THere is little hope for Hungarian coal miners however, and the big money
would be in the niche areas that George Lazar points out.  I reckon the
Hungarian government should have a good look at New Zealand: few natural
resources, small population, far from markets, not in cosy trade blocks,
still doing well after scrapping their own brand of socialism in the mid
1980s.

George Antony
+ - Please stop this nonsense! (mind) VÁLASZ  Feladó: (cikkei)

This message is to Eva Durant and some other posters who regularly
repost ENTIRE messages they are responding to:

I've asked once already politely to stop this practice as it wastes a
lot of Internet resources, including disk space on local nodes.  Some
people even have to pay by the amount of data transmitted from Internet
to their non-Unix accounts.  What is so difficult about including only
few lines of original messages?  That is normally enough to remind
someone what you are responding to.  What's the point of including a
100-line message with 5 lines of response to it?  Why should Hugh
archive so much more message traffic than it's necessary?

So for crying out loud ...  let's be more considerate!

Thanks,
Joe Pannon
+ - Health Care (mind) VÁLASZ  Feladó: (cikkei)

On Wednesday, November 23, 1994, the NYT published a lengthy overview of
the state of health care in the former satellites under the heading,
"East Europe Health Care, Out of Cash, Has Relapse" by Jane Perlez.

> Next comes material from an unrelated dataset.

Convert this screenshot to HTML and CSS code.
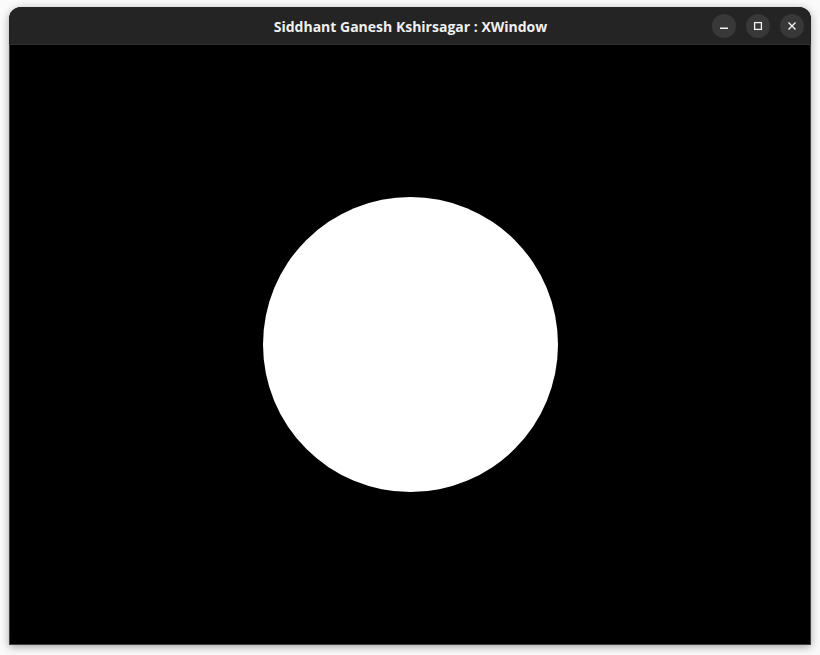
FILE: index.html
```html
<!DOCTYPE html>
<html>
<head>
<meta charset="utf-8">
<link rel="stylesheet" href="styles.css">
</head>
<body>
<div class="window">
  <div class="titlebar">
    <div class="title">Siddhant Ganesh Kshirsagar : XWindow</div>
    <div class="controls">
      <div class="btn">
        <svg width="24" height="24" viewBox="0 0 24 24"><rect x="8" y="13.5" width="8" height="1.5" fill="#f2f2f2"/></svg>
      </div>
      <div class="btn">
        <svg width="24" height="24" viewBox="0 0 24 24"><rect x="8.6" y="8.6" width="6.8" height="6.8" fill="none" stroke="#f2f2f2" stroke-width="1.3"/></svg>
      </div>
      <div class="btn">
        <svg width="24" height="24" viewBox="0 0 24 24"><path d="M8.5 8.5 L15.5 15.5 M15.5 8.5 L8.5 15.5" stroke="#f2f2f2" stroke-width="1.4" fill="none"/></svg>
      </div>
    </div>
  </div>
  <div class="content">
    <div class="circle"></div>
  </div>
</div>
</body>
</html>
```
FILE: styles.css
```css
html, body {
  margin: 0;
  padding: 0;
  width: 820px;
  height: 655px;
  background: #fafafa;
  overflow: hidden;
}
body {
  padding: 7px 9px 0 9px;
  box-sizing: border-box;
}
.window {
  width: 802px;
  height: 638px;
  border-radius: 12px 12px 0 0;
  background: #242424;
  box-shadow: 0 2px 8px rgba(0,0,0,0.35);
  display: flex;
  flex-direction: column;
  overflow: hidden;
}
.titlebar {
  height: 37px;
  flex: none;
  position: relative;
  display: flex;
  align-items: center;
  justify-content: center;
  background: #242424;
  border-bottom: 1px solid #303030;
}
.title {
  font-family: "Open Sans", "DejaVu Sans", sans-serif;
  font-weight: 700;
  font-size: 14px;
  color: #f0f0f0;
  padding-top: 2px;
  padding-left: 1px;
}
.controls {
  position: absolute;
  right: 7px;
  top: 7px;
  display: flex;
  gap: 10px;
}
.btn {
  width: 24px;
  height: 24px;
  border-radius: 50%;
  background: #383838;
  display: flex;
}
.content {
  flex: 1;
  background: #000;
  border: 1px solid #3c3c3c;
  border-top: none;
  display: flex;
  align-items: center;
  justify-content: center;
}
.circle {
  width: 295px;
  height: 295px;
  border-radius: 50%;
  background: #fff;
}
```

The article cites a Unicef survey and the World Bank report on the
same subject by Alexander S. Preker who also paints a rather bleak
picture.

Some highlights:

"It is not the very young or the old who appear to have suffered the most
from the creaking health systems but working men between the ages of 20
and 59. The death rate among men, suffering from cardiovascular problems
and cancers, has soared in all countries covered by the Unicef report,
which included Russia and Ukraine, except in the Czech Republic and
Slovakia.

Bribery by patients to doctors and nurses to provide care was
commonplace under the Communists, but has become even more pervasive in
some countries as state-run medical institutions pay doctors less than
bus drivers.

Also....in Romania, relatives of patients bring food and even basic
medical equipment to the hospital. In some cases, surgeons are given
under-the-table payments to operate. Liliana Miron, a 27 year-old social
worker in Constanta, said her family had to come up with the equivalent
of about $115 in unofficial payments for a neurosurgeon in Bucharest to
operate on her father. The figure is about twice the surgeon's monthly
salary from the Government. "If we didn't bribe, the doctor wouldn't
operate," Ms Miron said, adding that the family provided medicine and
syringes."

_________________

Somewhat removed from statistics, but with health care in Hungary as a
backdrop, the gifted writer Peter Esterhazy has written a poignant
novel on the death of his mother. Its English title is "Helping Verbs of
the Heart" and was published by Grove Weidenfeld, New York, 1991.